The next big thing in IC technology is the so-called photonic chip. These IC’s transport information through light, not electricity, through optical channels, or optical waveguides, that can be seen as ‘highways for light’. This light-based information transfer has several advantages over traditional ICs and has a huge potential to improve current electricity-based ICs.
'These advantages are particularly important for large data centers'
‘Light-based ICs are smaller and pack and process more information, while consuming much less energy than traditional ICs,’ Marpaung says. ‘These advantages are particularly important for large data centers, where limitations in data transfer and huge energy costs are increasing problems.’ An additional advantage is their smooth integration in existing electronic devices, since their basic way of performing are similar to traditional ICs.
An improvement of the current photonic chips is however possible.
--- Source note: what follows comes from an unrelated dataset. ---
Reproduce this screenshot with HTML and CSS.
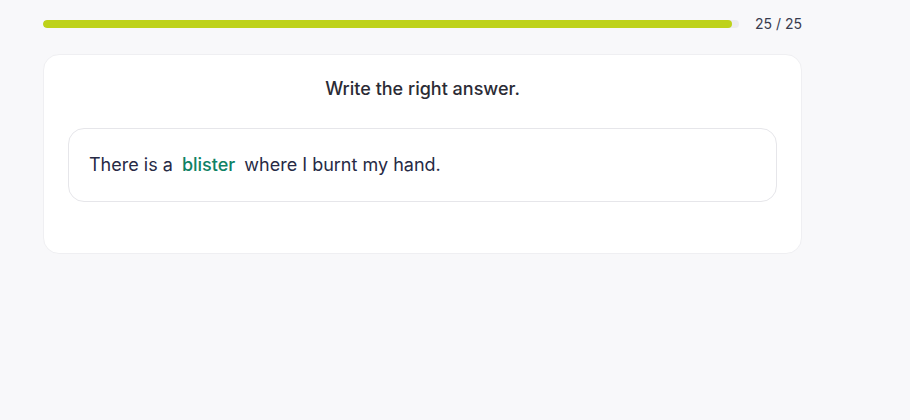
FILE: index.html
```html
<!DOCTYPE html>
<html lang="en">
<head>
<meta charset="utf-8">
<title>Quiz</title>
<link rel="stylesheet" href="styles.css">
</head>
<body>
<main class="page">
  <div class="progress">
    <div class="track"><div class="fill" style="width: 99%"></div></div>
    <span class="count">25 / 25</span>
  </div>
  <section class="card">
    <h2 class="prompt">Write the right answer.</h2>
    <div class="sentence">
      <p>There is a <span class="answer">blister</span> where I burnt my hand.</p>
    </div>
  </section>
</main>
</body>
</html>
```
FILE: styles.css
```css
html, body {
  margin: 0;
  background: #f8f8fa;
  font-family: Inter, "Noto Sans", sans-serif;
  color: #272a3a;
}
.page {
  width: 759px;
  padding: 17px 0 0 43px;
}
.progress {
  display: flex;
  align-items: center;
  gap: 16px;
  height: 14px;
}
.track {
  flex: 1;
  height: 8px;
  background: #ececef;
  border-radius: 4px;
  overflow: hidden;
}
.fill {
  height: 100%;
  background: #bed21a;
  border-radius: 4px;
}
.count {
  font-size: 14px;
  color: #383b4e;
  line-height: 14px;
}
.card {
  margin-top: 23px;
  background: #fff;
  border: 1px solid #efeff2;
  border-radius: 16px;
  padding: 23px 24px 51px;
  box-sizing: border-box;
  height: 200px;
}
.prompt {
  margin: 0;
  text-align: center;
  font-size: 18px;
  font-weight: 500;
  line-height: 22px;
  color: #2b2b35;
}
.sentence {
  margin-top: 28px;
  border: 1px solid #e6e6ea;
  border-radius: 16px;
  padding: 0 20px;
  height: 74px;
  box-sizing: border-box;
  display: flex;
  align-items: center;
}
.sentence p {
  margin: 0;
  font-size: 18px;
  line-height: 24px;
  color: #272a45;
}
.answer {
  color: #0f8265;
  font-weight: 500;
  margin: 0 4px;
}
```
Scientists found out that when acoustic waves are combined with light waves, their interaction might result in even better information management and transfer than in photonic chips. ‘When you introduce a sound wave in a photonic IC, which is essentially a mechanical wave travelling a lot slower than a light wave, a whole new array of possibilities to manage the information arises,’ Marpaung says. ‘The slower speed of the sound wave results in a much higher accuracy and resolution to process information. It allows you to easier filtering out noise, amplify the signal and select information or data you want to keep. This could result in a cleaner signal with less impact of noise.’
Manipulate light waves
However, to create a sound wave inside a minuscule IC is a challenge by itself. The scientists managed to do this by using two laser beams, with different frequencies. By aiming the laser beams inside the optical waveguide, they influence each other: at some points, the laser beams weaken each other, while at other points they strengthen each other: a process called interference.
‘At the places where the lasers enhance each other, they create a force, that acts like a hammer,’ Marpaung explains. ‘This force briefly compresses the material of the light channel and creates some kind of ‘bang’: a sound wave is born.’ Together with the light, the sound wave travels through the light waveguide, compressing the surrounding light channel material. This compression also influences and changes the speed of the light travelling through. So, by modulating the sound, the scientists can also manipulate the light waves travelling through the chip, and thus process the light-based information transfer.
While the theory holds, there are some problems in practice. It is a great challenge to build a chip containing light waveguides, that also can guide sound waves well. This is needed to have a proper interaction between the light and the sound. For example, in a modern silicon photonic chip, the channels functioned well for light, but not for sound waves. Other chip materials may show the opposite. So, the scientists need to build a light channel that is suited for both light and sound waves. A very complicated task. They solved the issue by slightly manipulating the design of standard photonic chips. The optical waveguides in these standard ICs are composed of two different materials, optimized to guide the light: a solid core of silicon nitride, where light travels slowly, surrounded by a glass mantle, where light travels fast.
Marpaung: ‘In the end, the light is guided through and kept within the core, with lower speed, because it bounces between the material interfaces due to total internal reflections. If there was only one material, the light would scatter everywhere, and there would be no guiding.’ However, for sound waves the opposite is true: they travel faster inside the core, resulting in massive escaping from sound waves outside the core. This prevents an interaction between light and sound waves, so light and sound waves cannot be combined effectively in the traditional wave guide design.
Stable and mature design
Professor Marpaung and his team came up with a brilliant, alternative design of the standard optical wave guide that solved the issue. ‘We made a waveguide containing not one, but two cores of silicon nitride inside the glass mantle,’ he explains. ‘When the light travels through both these cores, there is some light leakage in between the cores into the glass mantle. If we create the sound wave also between the cores, inside the glass that guides it well, we keep the sound and light waves in one volume, allowing the sound to interfere with the light.’
'This new design is basically the proof of principle'
According to the scientist, the beauty of the solution is that it is based on a stable and mature design optical wave guide, that can easily be modified for more applications. ‘This new design is basically the proof of principle,’ says Marpaung. ‘After modifying and scaling our basic design, there will be many applications, because the sound wave can filter and select information in high resolution and precision. It can for example be used in space and defense technology, next generation communication technology, and, not to forget, quantum computers. Because of the promising applications, our team has received 2.5-million-euro EU money through a very prestigious ERC Consolidator grant!’